» What is needed:
Write out all the entries word for word, but skip any images.

» Material provided:

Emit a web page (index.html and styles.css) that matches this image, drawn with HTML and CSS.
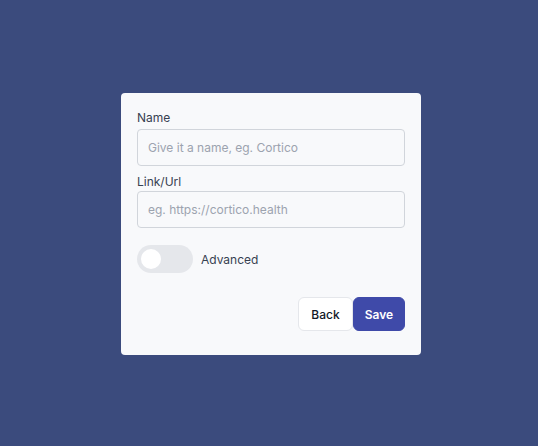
FILE: index.html
```html
<!DOCTYPE html>
<html>
<head>
<meta charset="utf-8">
<link rel="stylesheet" href="styles.css">
</head>
<body>
<div class="page">
  <form class="card">
    <label class="label" for="name">Name</label>
    <input class="input" id="name" type="text" placeholder="Give it a name, eg. Cortico">
    <label class="label label-second" for="url">Link/Url</label>
    <input class="input" id="url" type="text" placeholder="eg. https://cortico.health">
    <div class="toggle-row">
      <span class="toggle"><span class="knob"></span></span>
      <span class="toggle-text">Advanced</span>
    </div>
    <div class="actions">
      <button type="button" class="btn btn-back">Back</button>
      <button type="button" class="btn btn-save">Save</button>
    </div>
  </form>
</div>
</body>
</html>
```
FILE: styles.css
```css
* { box-sizing: border-box; }
html, body { margin: 0; padding: 0; }
body {
  background: #3b4b7d;
  font-family: Inter, "Noto Sans", sans-serif;
  width: 538px;
  height: 446px;
}
.page {
  height: 446px;
  display: flex;
  align-items: center;
  justify-content: center;
}
.card {
  width: 300px;
  height: 262px;
  background: #f8f9fb;
  border-radius: 4px;
  padding: 17px 16px 24px;
  display: flex;
  flex-direction: column;
  margin-top: 2px;
  margin-left: 4px;
}
.label {
  font-size: 12px;
  line-height: 16px;
  color: #374151;
  margin-bottom: 3px;
}
.label-second {
  margin-top: 8px;
  margin-bottom: 1px;
}
.input {
  height: 37px;
  border: 1px solid #d1d5db;
  border-radius: 4px;
  background: #f8f9fb;
  padding: 0 10px;
  font-family: inherit;
  font-size: 12px;
  color: #374151;
  outline: none;
}
.input::placeholder { color: #9ca3af; }
.toggle-row {
  display: flex;
  align-items: center;
  gap: 8px;
  margin-top: 17px;
}
.toggle {
  width: 56px;
  height: 28px;
  border-radius: 14px;
  background: #e5e7eb;
  display: flex;
  align-items: center;
  padding-left: 4px;
}
.knob {
  width: 20px;
  height: 20px;
  border-radius: 50%;
  background: #ffffff;
}
.toggle-text {
  font-size: 12px;
  color: #374151;
}
.actions {
  margin-top: auto;
  display: flex;
  justify-content: flex-end;
}
.btn {
  height: 34px;
  border-radius: 6px;
  font-family: inherit;
  font-size: 12px;
  font-weight: 500;
  padding: 0;
  cursor: pointer;
}
.btn-back {
  width: 55px;
  background: #ffffff;
  border: 1px solid #e5e7eb;
  color: #111827;
}
.btn-save {
  width: 52px;
  background: #3f4aa9;
  border: 1px solid #3f4aa9;
  color: #ffffff;
  font-weight: 600;
}
```
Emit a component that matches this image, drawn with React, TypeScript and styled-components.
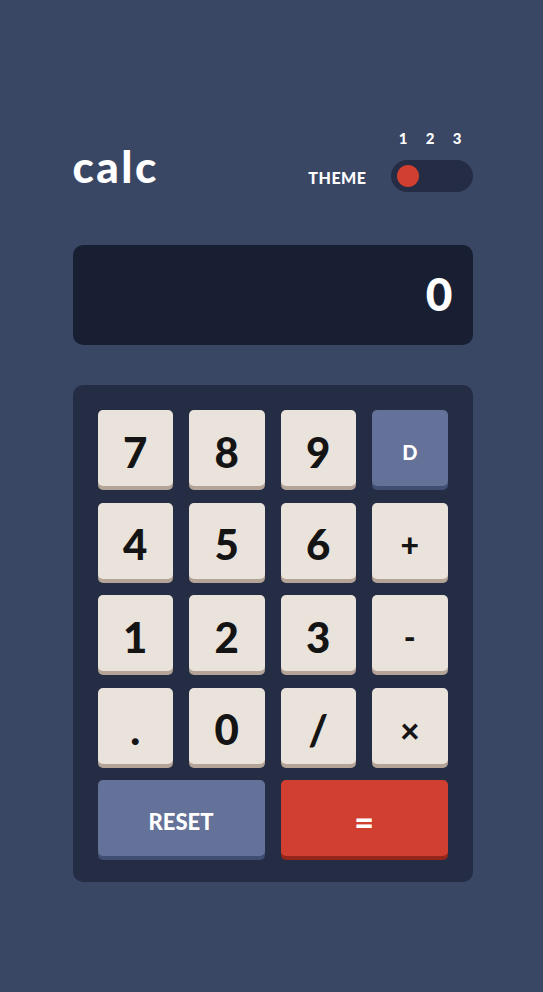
import React from "react";
import styled, { createGlobalStyle } from "styled-components";

const GlobalStyle = createGlobalStyle`
  html, body {
    margin: 0;
    padding: 0;
    background: #3a4764;
  }
  body {
    font-family: "Lato", "DejaVu Sans", sans-serif;
    -webkit-font-smoothing: antialiased;
  }
`

const Page = styled.main`
  min-height: 992px;
  display: flex;
  justify-content: center;
  padding-left: 2px;
  box-sizing: border-box;
  background: #3a4764;
`

const Calculator = styled.div`
  width: 400px;
  padding-top: 129px;
  display: flex;
  flex-direction: column;
`

const Header = styled.header`
  display: flex;
  justify-content: space-between;
  align-items: flex-end;
  color: #ffffff;
`

const Logo = styled.h1`
  margin: 0 0 4px 0;
  font-size: 44px;
  font-weight: 900;
  line-height: 1;
  letter-spacing: 2.5px;
`

const Theme = styled.div`
  display: flex;
  align-items: flex-end;
  gap: 24px;
`

const ThemeLabel = styled.span`
  font-size: 16px;
  font-weight: 900;
  letter-spacing: 0.5px;
  margin-bottom: 5px;
`

const Switcher = styled.div`
  display: flex;
  flex-direction: column;
  gap: 13px;
  width: 82px;
`

const Numbers = styled.div`
  display: grid;
  grid-template-columns: repeat(3, 27px);
  margin-left: -1px;
  font-size: 15px;
  font-weight: 900;
  text-align: center;
`

const Track = styled.div`
  height: 32px;
  border-radius: 16px;
  background: #242d44;
  display: flex;
  align-items: center;
  padding: 0 6px;
`

const Knob = styled.span`
  width: 22px;
  height: 22px;
  border-radius: 50%;
  background: #d03f2f;
`

const Screen = styled.div`
  margin-top: 53px;
  height: 100px;
  border-radius: 10px;
  background: #181f33;
  color: #ffffff;
  display: flex;
  align-items: center;
  justify-content: flex-end;
  padding: 0 20px 4px;
  box-sizing: border-box;
  font-size: 46px;
  font-weight: 900;
`

const Keypad = styled.div`
  margin-top: 40px;
  padding: 25px 25px 22px;
  border-radius: 10px;
  background: #242d44;
  display: grid;
  grid-template-columns: repeat(4, 1fr);
  column-gap: 16px;
  row-gap: 12.5px;
`

type Variant = "num" | "del" | "eq"

const palette: Record<Variant, { face: string; shade: string; text: string }> = {
  num: { face: "#eae3dc", shade: "#b3a497", text: "#141414" },
  del: { face: "#647198", shade: "#414e73", text: "#ffffff" },
  eq: { face: "#d03f2f", shade: "#93261a", text: "#ffffff" },
}

const Key = styled.button<{ $variant: Variant; $wide?: boolean; $size: number }>`
  grid-column: ${(p) => (p.$wide ? "span 2" : "span 1")};
  height: 76px;
  margin-bottom: 4px;
  border: none;
  border-radius: 5px;
  background: ${(p) => palette[p.$variant].face};
  box-shadow: 0 4px 0 ${(p) => palette[p.$variant].shade};
  color: ${(p) => palette[p.$variant].text};
  font-family: "Lato", "DejaVu Sans", sans-serif;
  font-size: ${(p) => p.$size}px;
  font-weight: 900;
  display: flex;
  align-items: center;
  justify-content: center;
  padding: 7px 0 0;
  cursor: pointer;
`

const keys: { label: string; variant: Variant; wide?: boolean; size: number }[] = [
  { label: "7", variant: "num", size: 42 },
  { label: "8", variant: "num", size: 42 },
  { label: "9", variant: "num", size: 42 },
  { label: "D", variant: "del", size: 20 },
  { label: "4", variant: "num", size: 42 },
  { label: "5", variant: "num", size: 42 },
  { label: "6", variant: "num", size: 42 },
  { label: "+", variant: "num", size: 32 },
  { label: "1", variant: "num", size: 42 },
  { label: "2", variant: "num", size: 42 },
  { label: "3", variant: "num", size: 42 },
  { label: "-", variant: "num", size: 32 },
  { label: ".", variant: "num", size: 42 },
  { label: "0", variant: "num", size: 42 },
  { label: "/", variant: "num", size: 42 },
  { label: "×", variant: "num", size: 34 },
  { label: "RESET", variant: "del", wide: true, size: 22 },
  { label: "=", variant: "eq", wide: true, size: 34 },
]

const App = () => {
  return (
    <>
      <GlobalStyle />
      <Page>
        <Calculator>
          <Header>
            <Logo>calc</Logo>
            <Theme>
              <ThemeLabel>THEME</ThemeLabel>
              <Switcher>
                <Numbers>
                  <span>1</span>
                  <span>2</span>
                  <span>3</span>
                </Numbers>
                <Track>
                  <Knob />
                </Track>
              </Switcher>
            </Theme>
          </Header>
          <Screen>0</Screen>
          <Keypad>
            {keys.map((k) => (
              <Key key={k.label} $variant={k.variant} $wide={k.wide} $size={k.size}>
                {k.label}
              </Key>
            ))}
          </Keypad>
        </Calculator>
      </Page>
    </>
  )
}

export default App;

» Answer for the task:
Emit a web page (index.html and styles.css) that matches this image, drawn with HTML and CSS.
FILE: index.html
```html
<!DOCTYPE html>
<html>
<head>
<meta charset="utf-8">
<link rel="stylesheet" href="styles.css">
</head>
<body>
<div class="page">
  <form class="card">
    <label class="label" for="name">Name</label>
    <input class="input" id="name" type="text" placeholder="Give it a name, eg. Cortico">
    <label class="label label-second" for="url">Link/Url</label>
    <input class="input" id="url" type="text" placeholder="eg. https://cortico.health">
    <div class="toggle-row">
      <span class="toggle"><span class="knob"></span></span>
      <span class="toggle-text">Advanced</span>
    </div>
    <div class="actions">
      <button type="button" class="btn btn-back">Back</button>
      <button type="button" class="btn btn-save">Save</button>
    </div>
  </form>
</div>
</body>
</html>
```
FILE: styles.css
```css
* { box-sizing: border-box; }
html, body { margin: 0; padding: 0; }
body {
  background: #3b4b7d;
  font-family: Inter, "Noto Sans", sans-serif;
  width: 538px;
  height: 446px;
}
.page {
  height: 446px;
  display: flex;
  align-items: center;
  justify-content: center;
}
.card {
  width: 300px;
  height: 262px;
  background: #f8f9fb;
  border-radius: 4px;
  padding: 17px 16px 24px;
  display: flex;
  flex-direction: column;
  margin-top: 2px;
  margin-left: 4px;
}
.label {
  font-size: 12px;
  line-height: 16px;
  color: #374151;
  margin-bottom: 3px;
}
.label-second {
  margin-top: 8px;
  margin-bottom: 1px;
}
.input {
  height: 37px;
  border: 1px solid #d1d5db;
  border-radius: 4px;
  background: #f8f9fb;
  padding: 0 10px;
  font-family: inherit;
  font-size: 12px;
  color: #374151;
  outline: none;
}
.input::placeholder { color: #9ca3af; }
.toggle-row {
  display: flex;
  align-items: center;
  gap: 8px;
  margin-top: 17px;
}
.toggle {
  width: 56px;
  height: 28px;
  border-radius: 14px;
  background: #e5e7eb;
  display: flex;
  align-items: center;
  padding-left: 4px;
}
.knob {
  width: 20px;
  height: 20px;
  border-radius: 50%;
  background: #ffffff;
}
.toggle-text {
  font-size: 12px;
  color: #374151;
}
.actions {
  margin-top: auto;
  display: flex;
  justify-content: flex-end;
}
.btn {
  height: 34px;
  border-radius: 6px;
  font-family: inherit;
  font-size: 12px;
  font-weight: 500;
  padding: 0;
  cursor: pointer;
}
.btn-back {
  width: 55px;
  background: #ffffff;
  border: 1px solid #e5e7eb;
  color: #111827;
}
.btn-save {
  width: 52px;
  background: #3f4aa9;
  border: 1px solid #3f4aa9;
  color: #ffffff;
  font-weight: 600;
}
```
Emit a component that matches this image, drawn with React, TypeScript and styled-components.
import React from "react";
import styled, { createGlobalStyle } from "styled-components";

const GlobalStyle = createGlobalStyle`
  html, body {
    margin: 0;
    padding: 0;
    background: #3a4764;
  }
  body {
    font-family: "Lato", "DejaVu Sans", sans-serif;
    -webkit-font-smoothing: antialiased;
  }
`

const Page = styled.main`
  min-height: 992px;
  display: flex;
  justify-content: center;
  padding-left: 2px;
  box-sizing: border-box;
  background: #3a4764;
`

const Calculator = styled.div`
  width: 400px;
  padding-top: 129px;
  display: flex;
  flex-direction: column;
`

const Header = styled.header`
  display: flex;
  justify-content: space-between;
  align-items: flex-end;
  color: #ffffff;
`

const Logo = styled.h1`
  margin: 0 0 4px 0;
  font-size: 44px;
  font-weight: 900;
  line-height: 1;
  letter-spacing: 2.5px;
`

const Theme = styled.div`
  display: flex;
  align-items: flex-end;
  gap: 24px;
`

const ThemeLabel = styled.span`
  font-size: 16px;
  font-weight: 900;
  letter-spacing: 0.5px;
  margin-bottom: 5px;
`

const Switcher = styled.div`
  display: flex;
  flex-direction: column;
  gap: 13px;
  width: 82px;
`

const Numbers = styled.div`
  display: grid;
  grid-template-columns: repeat(3, 27px);
  margin-left: -1px;
  font-size: 15px;
  font-weight: 900;
  text-align: center;
`

const Track = styled.div`
  height: 32px;
  border-radius: 16px;
  background: #242d44;
  display: flex;
  align-items: center;
  padding: 0 6px;
`

const Knob = styled.span`
  width: 22px;
  height: 22px;
  border-radius: 50%;
  background: #d03f2f;
`

const Screen = styled.div`
  margin-top: 53px;
  height: 100px;
  border-radius: 10px;
  background: #181f33;
  color: #ffffff;
  display: flex;
  align-items: center;
  justify-content: flex-end;
  padding: 0 20px 4px;
  box-sizing: border-box;
  font-size: 46px;
  font-weight: 900;
`

const Keypad = styled.div`
  margin-top: 40px;
  padding: 25px 25px 22px;
  border-radius: 10px;
  background: #242d44;
  display: grid;
  grid-template-columns: repeat(4, 1fr);
  column-gap: 16px;
  row-gap: 12.5px;
`

type Variant = "num" | "del" | "eq"

const palette: Record<Variant, { face: string; shade: string; text: string }> = {
  num: { face: "#eae3dc", shade: "#b3a497", text: "#141414" },
  del: { face: "#647198", shade: "#414e73", text: "#ffffff" },
  eq: { face: "#d03f2f", shade: "#93261a", text: "#ffffff" },
}

const Key = styled.button<{ $variant: Variant; $wide?: boolean; $size: number }>`
  grid-column: ${(p) => (p.$wide ? "span 2" : "span 1")};
  height: 76px;
  margin-bottom: 4px;
  border: none;
  border-radius: 5px;
  background: ${(p) => palette[p.$variant].face};
  box-shadow: 0 4px 0 ${(p) => palette[p.$variant].shade};
  color: ${(p) => palette[p.$variant].text};
  font-family: "Lato", "DejaVu Sans", sans-serif;
  font-size: ${(p) => p.$size}px;
  font-weight: 900;
  display: flex;
  align-items: center;
  justify-content: center;
  padding: 7px 0 0;
  cursor: pointer;
`

const keys: { label: string; variant: Variant; wide?: boolean; size: number }[] = [
  { label: "7", variant: "num", size: 42 },
  { label: "8", variant: "num", size: 42 },
  { label: "9", variant: "num", size: 42 },
  { label: "D", variant: "del", size: 20 },
  { label: "4", variant: "num", size: 42 },
  { label: "5", variant: "num", size: 42 },
  { label: "6", variant: "num", size: 42 },
  { label: "+", variant: "num", size: 32 },
  { label: "1", variant: "num", size: 42 },
  { label: "2", variant: "num", size: 42 },
  { label: "3", variant: "num", size: 42 },
  { label: "-", variant: "num", size: 32 },
  { label: ".", variant: "num", size: 42 },
  { label: "0", variant: "num", size: 42 },
  { label: "/", variant: "num", size: 42 },
  { label: "×", variant: "num", size: 34 },
  { label: "RESET", variant: "del", wide: true, size: 22 },
  { label: "=", variant: "eq", wide: true, size: 34 },
]

const App = () => {
  return (
    <>
      <GlobalStyle />
      <Page>
        <Calculator>
          <Header>
            <Logo>calc</Logo>
            <Theme>
              <ThemeLabel>THEME</ThemeLabel>
              <Switcher>
                <Numbers>
                  <span>1</span>
                  <span>2</span>
                  <span>3</span>
                </Numbers>
                <Track>
                  <Knob />
                </Track>
              </Switcher>
            </Theme>
          </Header>
          <Screen>0</Screen>
          <Keypad>
            {keys.map((k) => (
              <Key key={k.label} $variant={k.variant} $wide={k.wide} $size={k.size}>
                {k.label}
              </Key>
            ))}
          </Keypad>
        </Calculator>
      </Page>
    </>
  )
}

export default App;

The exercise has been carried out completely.